A World View

Wednesday, July 27, 2011

By Peter Schwab
AFL Director of Coaching

At the recent 2011 NAB AFL Under 16 Championships at Blacktown in Sydney both the South Pacific and World XVIII teams secured their first ever victories against traditional states Tasmania and Northern Territory respectively.

For me, it was the clearest indication of the future of our game in my experience - the first time I have truly believed that we can consistently develop international talent for the highest level, even if it is still some time before we can entrench the game in countries other than our own.

In the midst of all this excitement I received the news of my former coach and legendary AFL figure Allan Jeans' passing. Everyone knows where they were when someone famous or someone they loved dies.

Many thoughts sprung to mind when I thought of Allan upon hearing the sad news. For starters,  when I called him "Allan" as a young player and he said, "Son, you can call me Yab."

I wondered what he would make of the South Pacific and World teams if he saw them in action, and what he would make of the AFL's push into the international market.

It was one of the very few things we didn't discuss about the modern game.

There are two things that immediately spring to mind.

Yab was always asking me, when the question of AFL expansion was raised: "I understand why they are doing it, but where's all the talent going to come from?"

And the second is his response to a question once asked of him about whether champion Hawthorn rover John Platten should get his hair cut.

In his usual dry wit he replied, "If it will make him play any better."

If I could speak to him again there's a lot I'd like to tell him, but in response to the talent question I'd tell him, "I've seen some part of the solution."

That's what happened this week in Sydney

The South Pacific boys, who hailed from Papua New Guinea, Nauru, Solomon Islands, Fiji, Samoa, New Zealand and Tonga, have shown just how fertile this region, which sits on our doorstep, can be for the AFL.

As athletes and footballers they are powerful, creative, competitive, skilful, athletic and exciting.

Just think about Nic Naitanui and then think how much more exciting the AFL would be with another 10 of him running around. With the right support it will happen.

And then there's the World team, who were so excited when they won that it was infectious.

It had me racing for the changing rooms just to hear what the victory song would be.

I had considered the Band Aid anthem, We are the World, or the pumping rock of Status Quo's, Rocking All Over the World. It was neither, but whatever they were singing it was heartfelt and passionate.

Who says sport can't make a difference in cultural harmony?

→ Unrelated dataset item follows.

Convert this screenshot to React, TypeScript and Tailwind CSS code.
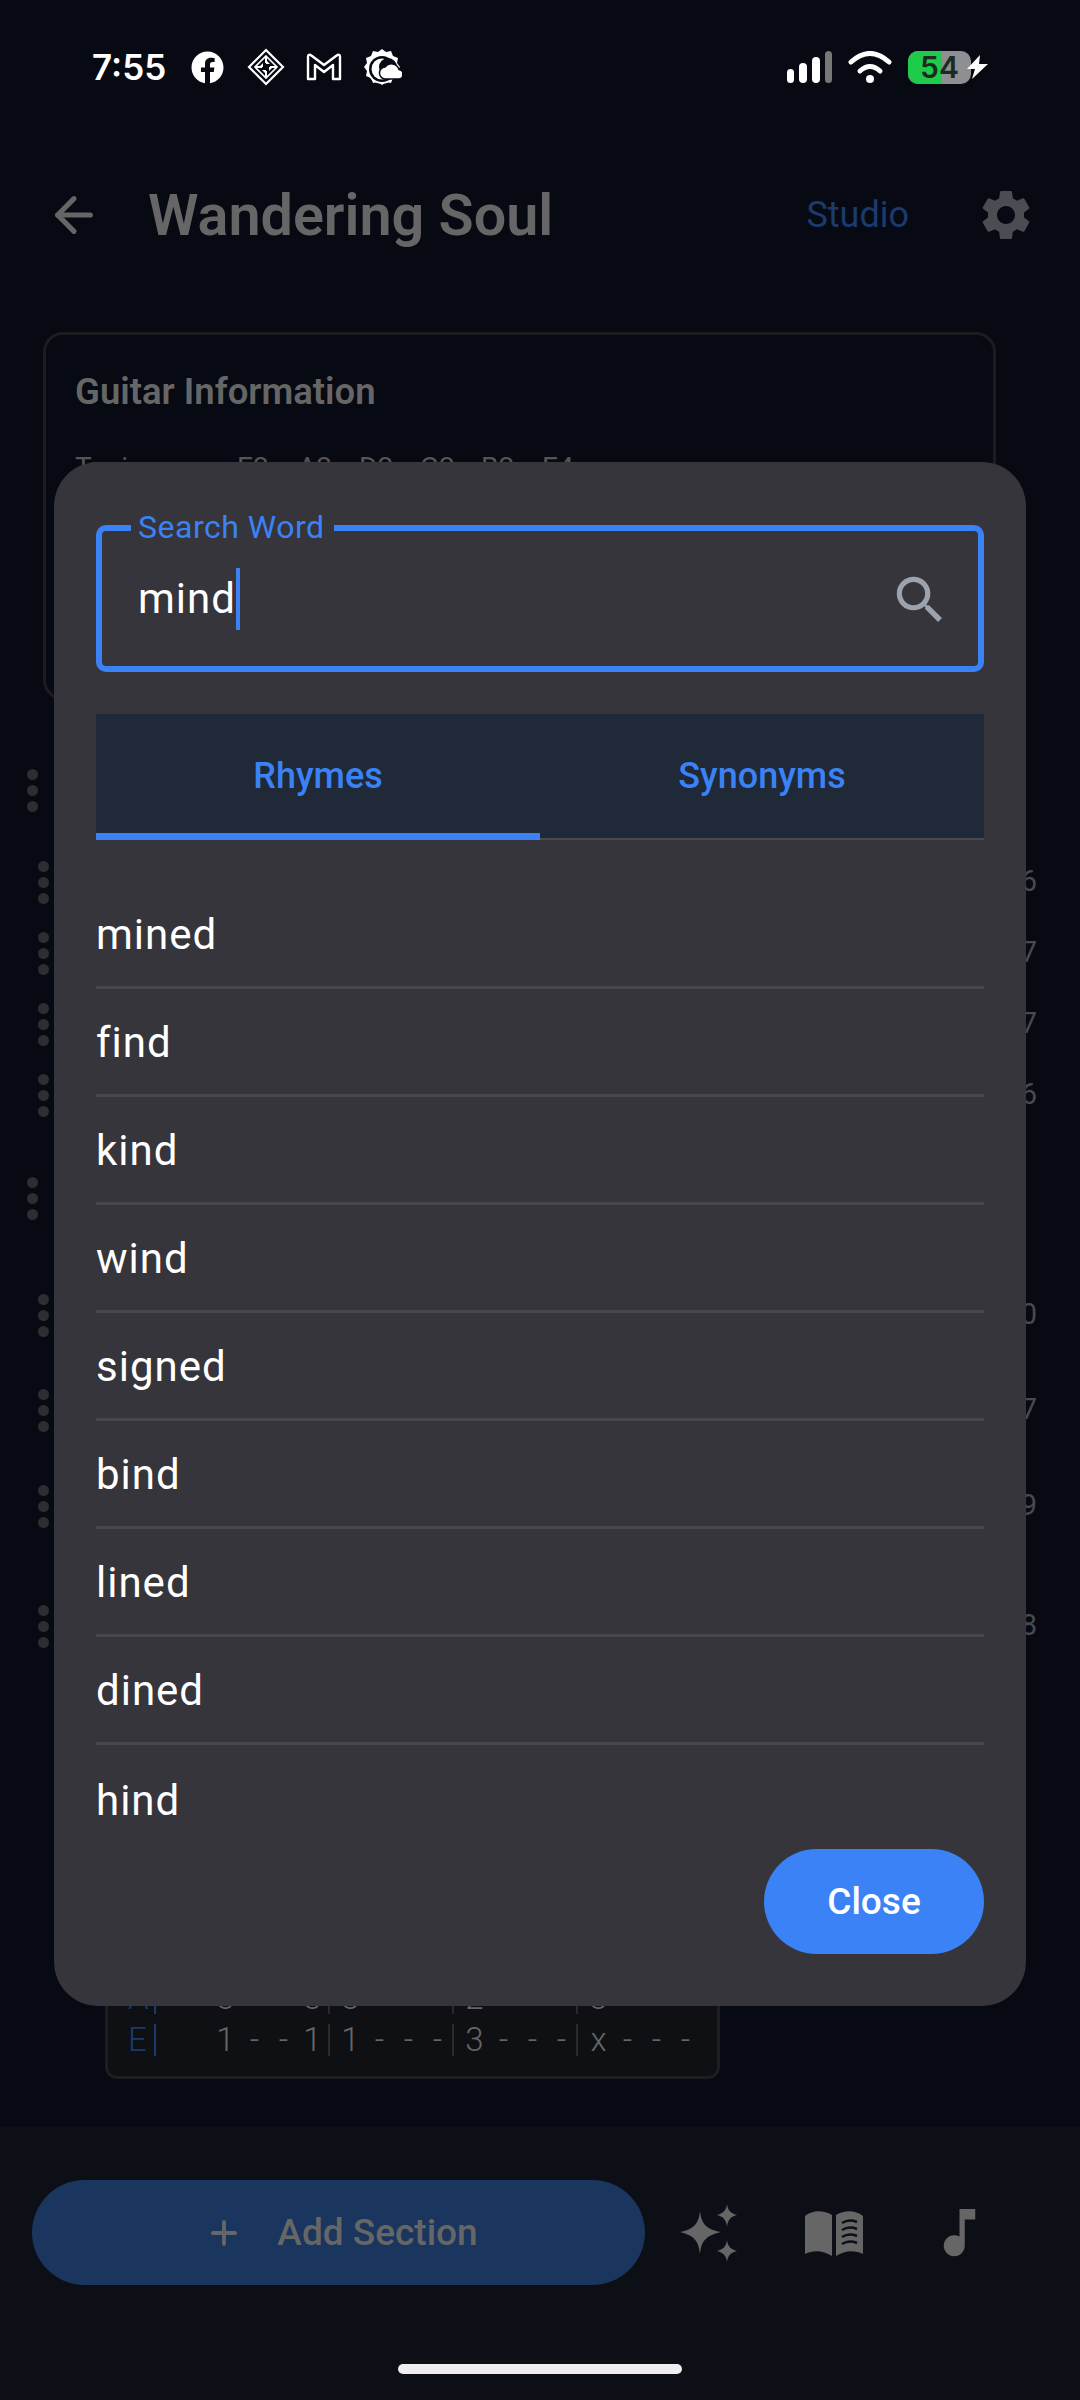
import React from 'react';
import { ArrowLeft, Plus } from 'lucide-react';
import { FaFacebook } from 'react-icons/fa';
import { MdSearch, MdSettings, MdMusicNote } from 'react-icons/md';

const DiamondIcon = () => (
  <svg width="38" height="38" viewBox="0 0 38 38" fill="none" stroke="#fff" strokeWidth="2.2">
    <path d="M19 2 36 19 19 36 2 19Z" />
    <path d="M19 8 30 19 19 30 8 19Z" strokeWidth="1.6" />
    <path d="M19 8v7M19 23v7M8 19h7M23 19h7" strokeWidth="2" />
    <path d="M19 12l4 4h-4zM19 26l-4-4h4zM12 19l4-4v4zM26 19l-4 4v-4z" fill="#fff" stroke="none" />
  </svg>
);

const GmailIcon = () => (
  <svg width="36" height="28" viewBox="0 0 36 28" fill="none" stroke="#fff" strokeWidth="2.4" strokeLinejoin="round">
    <path d="M2 3.5C2 2 3.5 1.2 5 2.2L18 12 31 2.2C32.5 1.2 34 2 34 3.5V26H27V12L18 19 9 12V26H2Z" />
  </svg>
);

const WeatherIcon = () => (
  <svg width="40" height="40" viewBox="0 0 40 40">
    <path
      fill="#fff"
      d="M20 0l4 3 5-1 2 5 5 2-1 5 3 4-3 4 1 5-5 2-2 5-5-1-4 3-4-3-5 1-2-5-5-2 1-5-3-4 3-4-1-5 5-2 2-5 5 1z"
    />
    <circle cx="20" cy="20" r="15" fill="#fff" />
    <circle cx="20" cy="20" r="13" fill="#070a12" />
    <circle cx="20" cy="20" r="10.500" fill="#fff" />
    <circle cx="26" cy="18" r="9" fill="#070a12" />
    <path
      fill="#fff"
      stroke="#070a12"
      strokeWidth="1.500"
      d="M24 30a6 6 0 0 1-1-12 8 8 0 0 1 14 2.500 4.800 4.800 0 0 1 0 9.500z"
    />
  </svg>
);

const WifiIcon = () => (
  <svg width="44" height="32" viewBox="0 0 44 32" fill="none" stroke="#fff" strokeWidth="5" strokeLinecap="round">
    <path d="M3 11Q22-6 41 11" />
    <path d="M12 20Q22 11 32 20" />
    <circle cx="22" cy="28" r="4" fill="#fff" stroke="none" />
  </svg>
);

const BoltIcon = () => (
  <svg width="21" height="24" viewBox="0 0 21 24" fill="#fff">
    <path d="M13 0 0 14h8l-3 10L21 9h-9z" />
  </svg>
);

const SparklesIcon = () => (
  <svg width="58" height="58" viewBox="0 0 58 58" fill="#666">
    <path d="M20 7C21.500 19 25 25 41 28 25 32 21.500 37 20 50 18.500 37 15 32 0 28 15 25 18.500 19 20 7Z" />
    <path d="M47 0C47.800 6 50 9 57 11 50 13 47.800 16 47 23 46.200 16 44 13 37 11 44 9 46.200 6 47 0Z" />
    <path d="M47 36C47.800 42 50 45 57 47 50 49 47.800 52 47 58 46.200 52 44 49 37 47 44 45 46.200 42 47 36Z" />
  </svg>
);

const BookIcon = () => (
  <svg width="58" height="46" viewBox="0 0 58 46" fill="#666">
    <path d="M0 6C8 0 18 0 27 5V46C18 40 8 40 0 44Z" />
    <path d="M31 5C40 0 50 0 58 6V44C50 40 40 40 31 46Z" />
    <path
      d="M37 13C42 10 47 10 52 12M37 20C42 17 47 17 52 19M37 27C42 24 47 24 52 26M37 34C42 31 47 31 52 33"
      fill="none"
      stroke="#0c0f16"
      strokeWidth="2.500"
    />
  </svg>
);

const Dots = () => (
  <div className="flex flex-col gap-[5px]">
    <span className="w-[11px] h-[11px] rounded-full bg-[#2d2e31]" />
    <span className="w-[11px] h-[11px] rounded-full bg-[#2d2e31]" />
    <span className="w-[11px] h-[11px] rounded-full bg-[#2d2e31]" />
  </div>
);

const sections = [
  { cls: 'mt-[65px] pl-[27px]', num: '' },
  { cls: 'mt-[42px] pl-[38px]', num: '6' },
  { cls: 'mt-[21px] pl-[38px]', num: '7' },
  { cls: 'mt-[21px] pl-[38px]', num: '7' },
  { cls: 'mt-[21px] pl-[38px]', num: '6' },
  { cls: 'mt-[53px] pl-[27px]', num: '' },
  { cls: 'mt-[67px] pl-[38px]', num: '0' },
  { cls: 'mt-[45px] pl-[38px]', num: '7' },
  { cls: 'mt-[46px] pl-[38px]', num: '9' },
  { cls: 'mt-[70px] pl-[38px]', num: '8' }
];

const tabRows = [
  { label: 'A', bars: ['3  3', '3   ', '2   ', '3   '] },
  { label: 'E', bars: ['1--1', '1---', '3---', 'x---'] }
];

const words = ['mined', 'find', 'kind', 'wind', 'signed', 'bind', 'lined', 'dined', 'hind'];

const tuning = ['E2', 'A2', 'D2', 'G2', 'B2', 'E4'];

const TabCells = ({ value }: { value: string }) => (
  <>
    {value.split('').map((ch, i) => (
      <span key={i} className="w-[29px] text-center">{ch}</span>
    ))}
  </>
);

const StatusBar = () => (
  <div className="h-[132px] shrink-0 flex items-center justify-between pt-[2px] pl-[92px] pr-[92px]">
    <div className="flex items-center">
      <span className="text-[35px] font-semibold text-white font-['Inter',sans-serif] w-[99px]">7:55</span>
      <FaFacebook className="text-white" size={33} />
      <div className="ml-[23px]"><DiamondIcon /></div>
      <div className="ml-[21px]"><GmailIcon /></div>
      <div className="ml-[20px] mt-[3px]"><WeatherIcon /></div>
    </div>
    <div className="flex items-center">
      <div className="flex items-end gap-[5px] h-[32px]">
        <span className="w-[7px] h-[14px] rounded-full bg-white" />
        <span className="w-[8px] h-[20px] rounded-full bg-white" />
        <span className="w-[8px] h-[26px] rounded-full bg-white" />
        <span className="w-[7px] h-[32px] rounded-full bg-[#777]" />
      </div>
      <div className="ml-[16px]"><WifiIcon /></div>
      <div className="ml-[16px] relative w-[63px] h-[33px] rounded-[10px] bg-[#8e8e93] overflow-hidden flex items-center justify-center">
        <span className="absolute left-0 top-0 h-full w-[34px] bg-[#1fcb4a]" />
        <span className="relative text-[30px] leading-none font-semibold text-[#1b2b20] font-['Inter',sans-serif]">54</span>
      </div>
      <div className="-ml-[4px] relative"><BoltIcon /></div>
    </div>
  </div>
);

const SearchDialog = () => (
  <div className="absolute left-[54px] top-[462px] w-[972px] h-[1544px] rounded-[44px] bg-[#36353b] flex flex-col px-[42px] pt-[63px] pb-[52px] font-['Roboto',sans-serif]">
    <div className="relative h-[147px] shrink-0 rounded-[10px] border-[6px] border-[#3b82f6] flex items-center justify-between pl-[36px] pr-[27px]">
      <span className="absolute left-[29px] -top-[22px] bg-[#36353b] pl-[7px] pr-[10px] text-[32px] leading-[36px] tracking-[0.5px] text-[#3b82f6]">
        Search Word
      </span>
      <div className="flex items-center">
        <span className="text-[42px] tracking-[1px] text-white">mind</span>
        <span className="w-[4px] h-[62px] bg-[#3b82f6]" />
      </div>
      <MdSearch className="text-[#9ca3af] mt-[2px]" size={62} />
    </div>

    <div className="mt-[42px] h-[126px] shrink-0 flex bg-[#1f2937] border-b-[2px] border-[#4b4950]">
      <div className="relative flex-1 flex items-center justify-center">
        <span className="text-[36px] font-medium text-[#3b82f6]">Rhymes</span>
        <span className="absolute left-0 right-0 -bottom-[2px] h-[7px] bg-[#3b82f6]" />
      </div>
      <div className="flex-1 flex items-center justify-center">
        <span className="text-[36px] font-medium text-[#3b82f6]">Synonyms</span>
      </div>
    </div>

    <div className="mt-[41px] flex-1 min-h-0 overflow-hidden">
      {words.map((word) => (
        <div key={word} className="h-[108px] flex items-center pt-[2px] border-b-[3px] border-[#48474d] last:border-b-0">
          <span className="text-[42px] tracking-[1px] text-white">{word}</span>
        </div>
      ))}
    </div>

    <div className="flex justify-end shrink-0">
      <button className="w-[220px] h-[105px] rounded-full bg-[#3b82f6] text-[37px] font-medium text-white">Close</button>
    </div>
  </div>
);

export default function App() {
  return (
    <div className="relative w-[1080px] h-[2400px] bg-[#070a12] overflow-hidden flex flex-col font-['Roboto',sans-serif]">
      <StatusBar />

      <div className="h-[166px] shrink-0 flex items-center pl-[46px] pr-[44px]">
        <ArrowLeft className="text-[#666]" size={56} strokeWidth={2.2} />
        <h1 className="ml-[46px] mt-[2px] text-[57.5px] font-semibold text-[#666]">Wandering Soul</h1>
        <span className="ml-auto text-[36px] text-[#1c3a6e]">Studio</span>
        <MdSettings className="ml-[67px] text-[#4a4d52]" size={60} />
      </div>

      <div className="mt-[34px] ml-[43px] w-[953px] h-[368px] shrink-0 rounded-[20px] border-[3px] border-[#1d1d21] pl-[29px] pt-[37px]">
        <h2 className="text-[36.5px] leading-[40px] font-semibold text-[#666]">Guitar Information</h2>
        <div className="mt-[35px] flex text-[28px] text-[#555]">
          <span className="w-[162px]">Tuning:</span>
          {tuning.map((note, i) => (
            <span key={i} className="w-[61px]">{note}</span>
          ))}
        </div>
      </div>

      <div className="flex-1 min-h-0 flex flex-col pb-[48px]">
        {sections.map((row, i) => (
          <div key={i} className={`${row.cls} h-[50px] shrink-0 flex items-center justify-between pr-[43px]`}>
            <Dots />
            <span className="text-[29px] text-[#4a4a4e]">{row.num}</span>
          </div>
        ))}

        <div className="mt-auto ml-[105px] w-[615px] rounded-[12px] border-[3px] border-[#1d1e22] bg-[#0e1014] pl-[20px] pb-[20px] flex flex-col gap-[10px] text-[33px] leading-[32px] font-light text-[#666]">
          {tabRows.map((row) => (
            <div key={row.label} className="flex h-[32px]">
              <span className="w-[26px] text-[#1c3a6e]">{row.label}</span>
              <span className="w-[2px] bg-[#1c3a6e]" />
              <div className="ml-[55px] flex">
                <div className="w-[119px] flex border-r-[2px] border-[#2a2b2e]"><TabCells value={row.bars[0]} /></div>
                <div className="w-[124px] pl-[6px] flex border-r-[2px] border-[#2a2b2e]"><TabCells value={row.bars[1]} /></div>
                <div className="w-[124px] pl-[6px] flex border-r-[2px] border-[#2a2b2e]"><TabCells value={row.bars[2]} /></div>
                <div className="w-[124px] pl-[6px] flex"><TabCells value={row.bars[3]} /></div>
              </div>
            </div>
          ))}
        </div>
      </div>

      <div className="h-[273px] shrink-0 bg-[#0c0f16] flex flex-col pt-[53px]">
        <div className="flex items-center pl-[32px]">
          <button className="w-[613px] h-[105px] rounded-full bg-[#1a365f] flex items-center justify-center gap-[34px] pl-[6px] text-[37px] font-medium text-[#666]">
            <Plus size={38} strokeWidth={2.4} />
            <span>Add Section</span>
          </button>
          <div className="ml-[35px]"><SparklesIcon /></div>
          <div className="ml-[67px]"><BookIcon /></div>
          <MdMusicNote className="ml-[65px] text-[#666]" size={63} />
        </div>
        <div className="mt-[79px] mx-auto w-[284px] h-[10px] rounded-full bg-[#eeeeee]" />
      </div>

      <SearchDialog />
    </div>
  );
}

The World team has many players from multicultural backgrounds, many of whom have resided in Australia for a few years and have embraced the game with gusto and skill, and others who had their passion for Australian football ignited in their home countries.

It doesn't matter how they discover the game, just as long as they do.

The World team is obviously different to the South Pacific, but no less exciting, powerful, competitive, quick and skilful.

Players came from Uganda, Canada, East Timor, Sri Lanka, Sierra Leone, Lebanon, South Africa, Sudan, Syria, New Zealand, the US, Scotland and Ireland.

Another part of the talent search solution is in Yab's subtle response to the question about Platten's hair.

And that is, it doesn't matter what you look like or where you come from. It's whether you can play the game.